» **Records from a collection**:
────────────────
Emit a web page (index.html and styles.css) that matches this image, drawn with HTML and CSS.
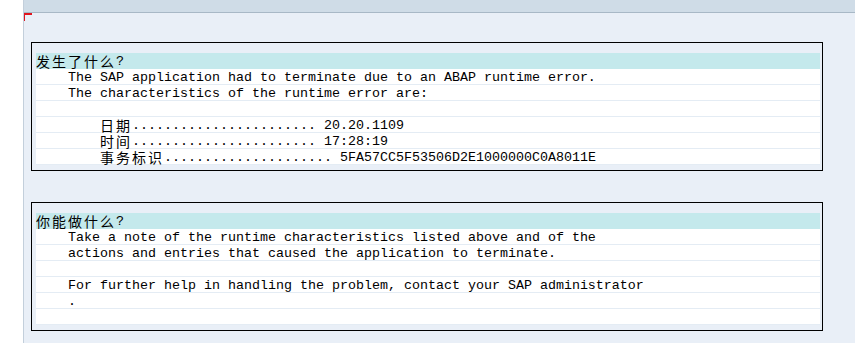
FILE: index.html
```html
<!DOCTYPE html>
<html lang="zh-CN">
<head>
    <meta charset="UTF-8">
    <meta name="viewport" content="width=device-width, initial-scale=1.0">
    <title>ABAP runtime error</title>
    <link rel="stylesheet" href="styles.css">
</head>

<body>
    <div class="sidebar"></div>

    <div class="main">
        <div class="toolbar"></div>

        <div class="content">
            <!-- What happened -->
            <div class="panel">
                <div class="row head"><span class="cj">发生了什么</span>?</div>
                <div class="row">    The SAP application had to terminate due to an ABAP runtime error.</div>
                <div class="row">    The characteristics of the runtime error are:</div>
                <div class="row"></div>
                <div class="row">        <span class="cj">日期</span>....................... 20.20.1109</div>
                <div class="row">        <span class="cj">时间</span>....................... 17:28:19</div>
                <div class="row">        <span class="cj">事务标识</span>..................... 5FA57CC5F53506D2E1000000C0A8011E</div>
            </div>

            <!-- What can you do -->
            <div class="panel">
                <div class="row head"><span class="cj">你能做什么</span>?</div>
                <div class="row">    Take a note of the runtime characteristics listed above and of the</div>
                <div class="row">    actions and entries that caused the application to terminate.</div>
                <div class="row"></div>
                <div class="row">    For further help in handling the problem, contact your SAP administrator</div>
                <div class="row">    .</div>
                <div class="row"></div>
            </div>
        </div>
    </div>
</body>

</html>
```

FILE: styles.css
```css
body {
    margin: 0;
    display: flex;
    min-height: 100vh;
    background-color: #ffffff;
    font-family: "Liberation Mono", "Noto Sans CJK SC", monospace;
    font-size: 13.33px;
    color: #000;
}

.sidebar {
    width: 23px;
    border-right: 1px solid #c3cfdb;
    background: #ffffff;
}

.main {
    flex: 1;
    display: flex;
    flex-direction: column;
    background-color: #e9eff7;
}

.toolbar {
    height: 12px;
    background-color: #cfdce7;
    border-bottom: 1px solid #a8b8c6;
}

.content {
    position: relative;
    padding: 29px 32px 0 7px;
    display: flex;
    flex-direction: column;
    gap: 31px;
}

/* focus corner marker */
.content::before {
    content: "";
    position: absolute;
    left: 0;
    top: 0;
    width: 7px;
    height: 6px;
    border-top: 2px solid #e0141e;
    border-left: 1px solid #e0141e;
}

.panel {
    border: 1px solid #000;
    padding: 10px 2px 5px 4px;
}

.row {
    height: 16px;
    box-sizing: border-box;
    padding-top: 1px;
    line-height: 15px;
    white-space: pre;
    background: #ffffff;
    border-bottom: 1px solid #e4ecf4;
}

.row.head {
    background-color: #c4e9ec;
    border-bottom-color: #c4e9ec;
}

.cj {
    font-family: "Noto Sans CJK SC", sans-serif;
    font-size: 14px;
    letter-spacing: 2px;
    line-height: 15px;
    vertical-align: top;
}
```
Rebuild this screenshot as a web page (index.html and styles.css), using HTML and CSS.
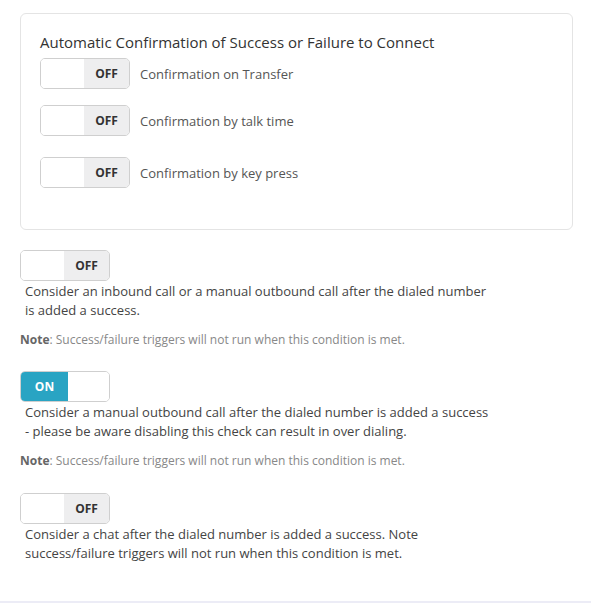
────────────────
» **Challenge**: Write out the entries again, exactly as given, skipping any images.

» **Result of the exercise**:
Emit a web page (index.html and styles.css) that matches this image, drawn with HTML and CSS.
FILE: index.html
```html
<!DOCTYPE html>
<html lang="zh-CN">
<head>
    <meta charset="UTF-8">
    <meta name="viewport" content="width=device-width, initial-scale=1.0">
    <title>ABAP runtime error</title>
    <link rel="stylesheet" href="styles.css">
</head>

<body>
    <div class="sidebar"></div>

    <div class="main">
        <div class="toolbar"></div>

        <div class="content">
            <!-- What happened -->
            <div class="panel">
                <div class="row head"><span class="cj">发生了什么</span>?</div>
                <div class="row">    The SAP application had to terminate due to an ABAP runtime error.</div>
                <div class="row">    The characteristics of the runtime error are:</div>
                <div class="row"></div>
                <div class="row">        <span class="cj">日期</span>....................... 20.20.1109</div>
                <div class="row">        <span class="cj">时间</span>....................... 17:28:19</div>
                <div class="row">        <span class="cj">事务标识</span>..................... 5FA57CC5F53506D2E1000000C0A8011E</div>
            </div>

            <!-- What can you do -->
            <div class="panel">
                <div class="row head"><span class="cj">你能做什么</span>?</div>
                <div class="row">    Take a note of the runtime characteristics listed above and of the</div>
                <div class="row">    actions and entries that caused the application to terminate.</div>
                <div class="row"></div>
                <div class="row">    For further help in handling the problem, contact your SAP administrator</div>
                <div class="row">    .</div>
                <div class="row"></div>
            </div>
        </div>
    </div>
</body>

</html>
```

FILE: styles.css
```css
body {
    margin: 0;
    display: flex;
    min-height: 100vh;
    background-color: #ffffff;
    font-family: "Liberation Mono", "Noto Sans CJK SC", monospace;
    font-size: 13.33px;
    color: #000;
}

.sidebar {
    width: 23px;
    border-right: 1px solid #c3cfdb;
    background: #ffffff;
}

.main {
    flex: 1;
    display: flex;
    flex-direction: column;
    background-color: #e9eff7;
}

.toolbar {
    height: 12px;
    background-color: #cfdce7;
    border-bottom: 1px solid #a8b8c6;
}

.content {
    position: relative;
    padding: 29px 32px 0 7px;
    display: flex;
    flex-direction: column;
    gap: 31px;
}

/* focus corner marker */
.content::before {
    content: "";
    position: absolute;
    left: 0;
    top: 0;
    width: 7px;
    height: 6px;
    border-top: 2px solid #e0141e;
    border-left: 1px solid #e0141e;
}

.panel {
    border: 1px solid #000;
    padding: 10px 2px 5px 4px;
}

.row {
    height: 16px;
    box-sizing: border-box;
    padding-top: 1px;
    line-height: 15px;
    white-space: pre;
    background: #ffffff;
    border-bottom: 1px solid #e4ecf4;
}

.row.head {
    background-color: #c4e9ec;
    border-bottom-color: #c4e9ec;
}

.cj {
    font-family: "Noto Sans CJK SC", sans-serif;
    font-size: 14px;
    letter-spacing: 2px;
    line-height: 15px;
    vertical-align: top;
}
```
Rebuild this screenshot as a web page (index.html and styles.css), using HTML and CSS.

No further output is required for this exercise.